Farmers continue to search for better ways to manage risk of an outbreak of deoxynivalenol (DON) in future corn crops.
One of the areas of most interest is figuring out which corn hybrids are most susceptible to infection. There is currently no screening program for vomitoxin in corn hybrids in Ontario.
Why it matters: Finding ways of reducing risk of a repeat of the 2018 DON corn infection can help farmers make better business decisions.
The vomitoxin in the 2018 corn crop, caused by the presence of several corn cob infections, especially Gibberella, resulted the worst toxin issues in memory. Not only was the amount of infected corn an issue, but the levels of corn at extremely high levels of infection. The amount of highly infected corn — any over five parts per million — was also exceptionally large, making for unprecedented issues with marketing.

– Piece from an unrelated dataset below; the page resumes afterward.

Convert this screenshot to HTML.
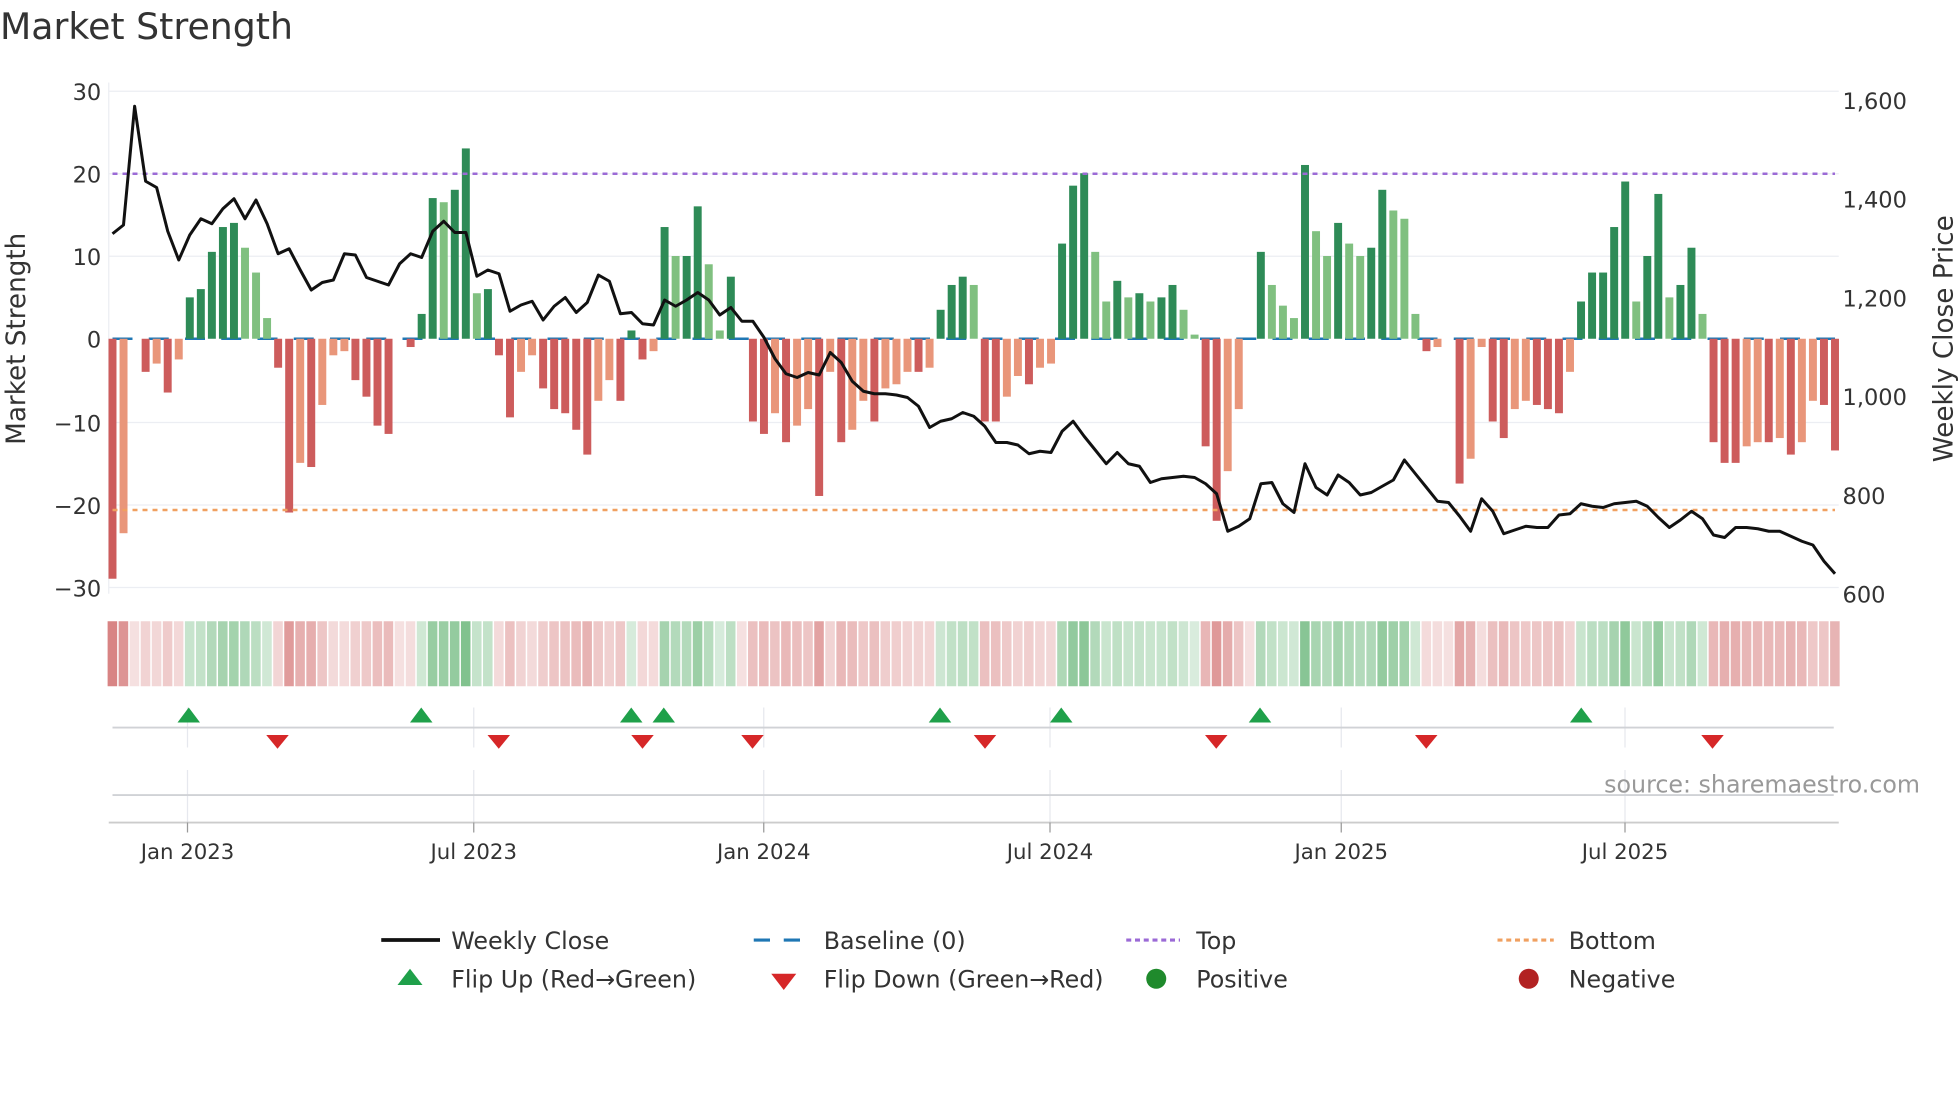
<!DOCTYPE html>
<html><head><meta charset="utf-8"><style>
html,body{margin:0;padding:0;background:#fff;width:1960px;height:1102px;overflow:hidden}
svg{display:block;font-family:"DejaVu Sans","Liberation Sans",sans-serif}
</style></head><body>
<svg id="c" width="1960" height="1102" viewBox="0 0 1568 881.6" xmlns="http://www.w3.org/2000/svg">
<text x="0" y="31" font-size="29" fill="#333">Market Strength</text>
<g id="grid" stroke="#eceef3" stroke-width="1">
<line x1="87" x2="1471" y1="73" y2="73"/><line x1="87" x2="1471" y1="139" y2="139"/><line x1="87" x2="1471" y1="205" y2="205"/><line x1="87" x2="1471" y1="338" y2="338"/><line x1="87" x2="1471" y1="404" y2="404"/><line x1="87" x2="1471" y1="470" y2="470"/>
<line x1="87" x2="87" y1="66" y2="475"/>
</g>
<g font-size="18" fill="#333" text-anchor="end">
<text x="81" y="80">30</text><text x="81" y="146">20</text><text x="81" y="212">10</text><text x="81" y="278">0</text><text x="81" y="345">−10</text><text x="81" y="411">−20</text><text x="81" y="477">−30</text>
</g>
<g font-size="18" fill="#333">
<text x="1474" y="87">1,600</text><text x="1474" y="166">1,400</text><text x="1474" y="245">1,200</text><text x="1474" y="324">1,000</text><text x="1474" y="403">800</text><text x="1474" y="482">600</text>
</g>
<text transform="translate(20,271) rotate(-90)" font-size="21" fill="#333" text-anchor="middle">Market Strength</text>
<text transform="translate(1562,271) rotate(-90)" font-size="21" fill="#333" text-anchor="middle">Weekly Close Price</text>
<line x1="90" x2="1468" y1="271" y2="271" stroke="#1f77b4" stroke-width="2" stroke-dasharray="16,13"/>
<g id="bars"></g>
<line x1="90" x2="1468" y1="139" y2="139" stroke="#9b6ad6" stroke-width="2" stroke-dasharray="4,4"/>
<line x1="90" x2="1468" y1="408" y2="408" stroke="#f0a060" stroke-width="2" stroke-dasharray="4,4"/>
<polyline id="close" fill="none" stroke="#111" stroke-width="2.4" stroke-linejoin="round"/>
<g id="strip"></g>
<g stroke="#e6e8ee" stroke-width="1">
<line x1="150" x2="150" y1="566" y2="598"/><line x1="379" x2="379" y1="566" y2="598"/><line x1="611" x2="611" y1="566" y2="598"/><line x1="840" x2="840" y1="566" y2="598"/><line x1="1073" x2="1073" y1="566" y2="598"/><line x1="1300" x2="1300" y1="566" y2="598"/>
<line x1="150" x2="150" y1="616" y2="658"/><line x1="379" x2="379" y1="616" y2="658"/><line x1="611" x2="611" y1="616" y2="658"/><line x1="840" x2="840" y1="616" y2="658"/><line x1="1073" x2="1073" y1="616" y2="658"/><line x1="1300" x2="1300" y1="616" y2="658"/>
</g>
<line x1="90" x2="1467" y1="582" y2="582" stroke="#d0d2d6" stroke-width="1.5"/>
<line x1="90" x2="1467" y1="636" y2="636" stroke="#d0d2d6" stroke-width="1.5"/>
<line x1="87" x2="1471" y1="658" y2="658" stroke="#ccc" stroke-width="1.5"/>
<g stroke="#999" stroke-width="1">
<line x1="150" x2="150" y1="658" y2="666"/><line x1="379" x2="379" y1="658" y2="666"/><line x1="611" x2="611" y1="658" y2="666"/><line x1="840" x2="840" y1="658" y2="666"/><line x1="1073" x2="1073" y1="658" y2="666"/><line x1="1300" x2="1300" y1="658" y2="666"/>
</g>
<g id="flips"></g>
<text x="1536" y="634" font-size="19" fill="#999" text-anchor="end">source: sharemaestro.com</text>
<g font-size="17" fill="#333" text-anchor="middle">
<text x="150" y="687">Jan 2023</text><text x="379" y="687">Jul 2023</text><text x="611" y="687">Jan 2024</text><text x="840" y="687">Jul 2024</text><text x="1073" y="687">Jan 2025</text><text x="1300" y="687">Jul 2025</text>
</g>
<g font-size="19" fill="#333">
<line x1="305" x2="352" y1="752" y2="752" stroke="#111" stroke-width="3"/>
<text x="361" y="759">Weekly Close</text>
<line x1="603" x2="646" y1="752" y2="752" stroke="#1f77b4" stroke-width="2.5" stroke-dasharray="13,11"/>
<text x="659" y="759">Baseline (0)</text>
<line x1="901" x2="944" y1="752" y2="752" stroke="#9b6ad6" stroke-width="2.5" stroke-dasharray="4,3"/>
<text x="957" y="759">Top</text>
<line x1="1198" x2="1243" y1="752" y2="752" stroke="#f0a060" stroke-width="2.5" stroke-dasharray="4,3"/>
<text x="1255" y="759">Bottom</text>
<polygon points="328,775 318,788 338,788" fill="#1fa04a"/>
<text x="361" y="790">Flip Up (Red→Green)</text>
<polygon points="617,779 637,779 627,792" fill="#d62728"/>
<text x="659" y="790">Flip Down (Green→Red)</text>
<circle cx="925" cy="783" r="8" fill="#1f8a2c"/>
<text x="957" y="790">Positive</text>
<circle cx="1223" cy="783" r="8" fill="#b22222"/>
<text x="1255" y="790">Negative</text>
</g>
</svg>
<script>
var V=[-29,-23.5,0,-4,-3,-6.5,-2.5,5,6,10.5,13.5,14,11,8,2.5,-3.5,-21,-15,-15.5,-8,-2,-1.5,-5,-7,-10.5,-11.5,0,-1,3,17,16.5,18,23,5.5,6,-2,-9.5,-4,-2,-6,-8.5,-9,-11,-14,-7.5,-5,-7.5,1,-2.5,-1.5,13.5,10,10,16,9,1,7.5,0,-10,-11.5,-9,-12.5,-10.5,-8.5,-19,-4,-12.5,-11,-7.5,-10,-6,-5.5,-4,-4,-3.5,3.5,6.5,7.5,6.5,-10,-10,-7,-4.5,-5.5,-3.5,-3,11.5,18.5,20,10.5,4.5,7,5,5.5,4.5,5,6.5,3.5,0.5,-13,-22,-16,-8.5,0,10.5,6.5,4,2.5,21,13,10,14,11.5,10,11,18,15.5,14.5,3,-1.5,-1,0,-17.5,-14.5,-1,-10,-12,-8.5,-7.5,-8,-8.5,-9,-4,4.5,8,8,13.5,19,4.5,10,17.5,5,6.5,11,3,-12.5,-15,-15,-13,-12.5,-12.5,-12,-14,-12.5,-7.5,-8,-13.5];
var C=[187,180,85,145,150,185,208,188,175,179,167,159,175,160,179,203,199,216,232,226,224,203,204,222,225,228,211,203,206,185,177,186,186,221,216,219,249,244,241,256,245,238,250,242,220,225,251,250,259,260,240,245,240,234,240,252,246,257,257,270,287,299,302,298,300,282,290,305,313,315,315,316,318,325,342,337,335,330,333,341,354,354,356,363,361,362,345,337,349,360,371,362,371,373,386,383,382,381,382,387,395,425,421,415,387,386,403,410,371,390,396,380,386,396,394,389,384,368,379,390,401,402,413,425,399,409,427,424,421,422,422,412,411,403,405,406,403,402,401,405,414,422,416,409,415,428,430,422,422,423,425,425,429,433,436,449,459];
var NS="http://www.w3.org/2000/svg";
function el(t,a,p){var e=document.createElementNS(NS,t);for(var k in a)e.setAttribute(k,a[k]);p.appendChild(e);return e;}
var n=V.length,x0=90,x1=1468,st=(x1-x0)/(n-1),bw=st*0.72;
var bars=document.getElementById('bars'),strip=document.getElementById('strip');
for(var i=0;i<n;i++){var v=V[i],x=x0+i*st,p=i?V[i-1]:0,y0=271,h=v*6.62,col;
 if(v>0)col=(v>=p)?'#2e8b57':'#80c080';else col=(v<=p)?'#cd5c5c':'#e9967a';
 if(v!=0)el('rect',{x:x-bw/2,y:v>0?y0-h:y0,width:bw,height:Math.abs(h),fill:col},bars);
 var a=Math.min(1,0.25+Math.abs(v)/30*0.8);
 var sc=v>0?'rgba(60,160,80,'+(a*0.75)+')':'rgba(200,80,80,'+(a*0.7)+')';
 el('rect',{x:x-st/2+0.5,y:497,width:st-1.2,height:52,fill:sc},strip);
}
var pts=[];for(var j=0;j<C.length;j++)pts.push((x0+j*(x1-x0)/(C.length-1)).toFixed(1)+','+C[j]);
document.getElementById('close').setAttribute('points',pts.join(' '));
var fl=document.getElementById('flips');
[151,337,505,531,752,849,1008,1265].forEach(function(x){el('polygon',{points:x+',566 '+(x-9)+',578 '+(x+9)+',578',fill:'#1fa04a'},fl);});
[222,399,514,602,788,973,1141,1370].forEach(function(x){el('polygon',{points:(x-9)+',588 '+(x+9)+',588 '+x+',599',fill:'#d62728'},fl);});
</script>
</body></html>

“The first thing we can pin the problem on is the weather, but we can’t do much about that,” said Art Schaafsma, a professor in Plant Agriculture at the University of Guelph’s Ridgetown College. “The second thing that always comes to the top, is that a few hybrids are highly susceptible. If we can keep highly susceptible hybrids out of the marketplace it will go a ways to solve the problem.”
Developing resistant hybrids will take a lot longer than screening out hybrids that are highly susceptible, he said. One of the challenges is that some of the most-susceptible hybrids also produce high yield, said Schaafsma.
The Ontario Corn Committee (OCC), the group that operates the annual independent corn hybrid trials has recorded no long-term data on infection by Gibberella and the resulting DON infection. However, it has formed a working group of growers, plant breeders, seed companies, seed pathologists and extension people who will recommend research that can be undertaken in 2019 to help reduce the risk of a similar outbreak.
Samples were collected from each of the plots that go into the OCC indices. They will be reviewed to see what information can be gleaned about factors associated with DON production, the range of tolerance among hybrids to mycotoxin accumulation and the consistency of tolerance across different environments.
The Ontario Corn Committee is the place for the development of a screening system, says Crosby Devitt, vice-president of strategic development for Grain Farmers of Ontario (GFO). The farmer organization has heard for several years through grower resolutions that a screening system for DON is needed in the province.
There’s also a role for seed companies, he said. Some already have ratings and some do not.
Testing needs a champion
DON infection, while an issue in Michigan and some other American growing areas, is especially an Ontario problem, says Schaafsma. That means that it needs an Ontario solution. He said that there are vomitoxin problem spots somewhere in Ontario most years. The Great Lakes which provide moderate winters and plenty of moisture for growing crops in Ontario, also help create an environment conducive to the growing of mold.
Growers or those affected by the problem will need to fund the independent screening of hybrids for susceptibility.
The process involves inoculating the hybrids, then misting them to grow the infection to test which hybrids are susceptible. The plots have to be hand evaluated and kernels ground to evaluate the true level of infection. It’s a costly process. Schaafsma estimates it could cost $200 per year per hybrid, which would be significant, but compared to the cost of the infection this year “in the grand scheme of things is peanuts.”
“We need to buckle down and come to grips with what we need to do to deal with it,” says Schaafsma. That requires growers, through their organization Grain Farmers of Ontario, end users, like ethanol plants and hog farmers, to be involved and invest in solutions, he says.
“The GFO goal is to have good ratings one way or another,” said Devitt. “There’s a big investment in corn seed in this province. We’ve got to be able to find money in the system to do what we need to do.”